E ora si presume che noi dovremmo ridere. Ma che cosa c'è stato mai da ridere nel ritorno di Daniele Luttazzi, per fortuna a ora tarda, sabato notte, sui teleschermi italiani, con il programma Decameron? Al di là della sorprendente e deludente caduta di stile di una rete come La7, che di norma si distingue per programmi magari poco visti, ma sicuramente di buono quando non ottimo livello qualitativo, da ridere non c'è stato proprio nulla. Un colossale nulla a cui comunque qualcuno - nella folta schiera dei critici televisivi che si autoreputano intelligenti, scelleratamente trasgressivi e politicamente corretti - tributerà di certo onori e gloria. La realtà, agli occhi, alle orecchie, ma soprattutto allo stomaco di una persona come chi scrive, che critico televisivo non è, ma che fortunatamente è soltanto un comune mortale di media intelligenza e prevedibile buongusto, è risultata infatti ben altra: un inutile e fastidioso cumulo di volgarità.

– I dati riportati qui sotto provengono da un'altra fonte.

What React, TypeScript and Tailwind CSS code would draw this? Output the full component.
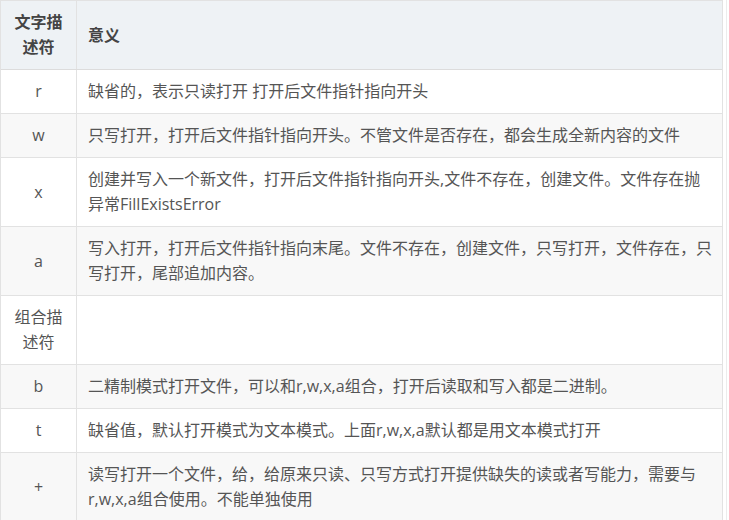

Facendo così violenza a quell'intimo, insopprimibile e personale buongusto, e ricorrendo invece provocatoriamente proprio agli stilemi e al fraseggiare che hanno quasi sempre caratterizzato sui teleschermi le esibizioni dell'ex giovane democristiano romagnolo - fu consigliere comunale scudocrociato, nella sua Sant'Arcangelo, questo in pochi lo sanno - si può affermare che la sgradevole sensazione rimasta dopo questo suo ritorno in video sia qualcosa che ricorda il disgustoso esito di un brufolo schiacciato o certi innominabili rumori plebei. Che forse, anzi sicuramente, è proprio ciò che lui, il Luttazzi, voleva ottenere.
Sommersi, quasi seminascosti sotto questa valanga maleodorante messa in scena da Luttazzi in siparietti che al confronto avrebbero fatto assurgere a livello di un sir Laurence Olivier anche il più dozzinale dei guitti del vecchio avanspettacolo romano - quello del gatto morto in palcoscenico e del «facce ride!», per intenderci - spuntavano poi qua e là, come alibi da esibire ai gonzi (i critici televisivi di cui sopra e il pubblico che della loro prosa si pasce), alcuni rari spunti di presunta satira politica. Dove erano del tutto assenti sia la satira sia la politica. Spunti così esageratamente scontati e schierati da sembrare a loro volta, appunto, grottesche forme di parodia della satira politica stessa.
Facendo giungere alla conclusione che se fu sicuramente un duplice e oltretutto controproducente errore da parte del centrodestra l'allontanamento dalla Rai di Enzo Biagi e Michele Santoro - in quanto, comunque la si pensi, due indiscutibili professionisti - lo stesso non si può dire per Luttazzi, rivelatosi ancora una volta mero professionista del nulla, affabulatore da suburra, clown assolutamente triste, inquinatore dell'etere. Perché questo è il punto: senza di lui l'aria - o l'etere, appunto, dato che parliamo di tv - sarebbe di sicuro più pulita. Libera da impurità.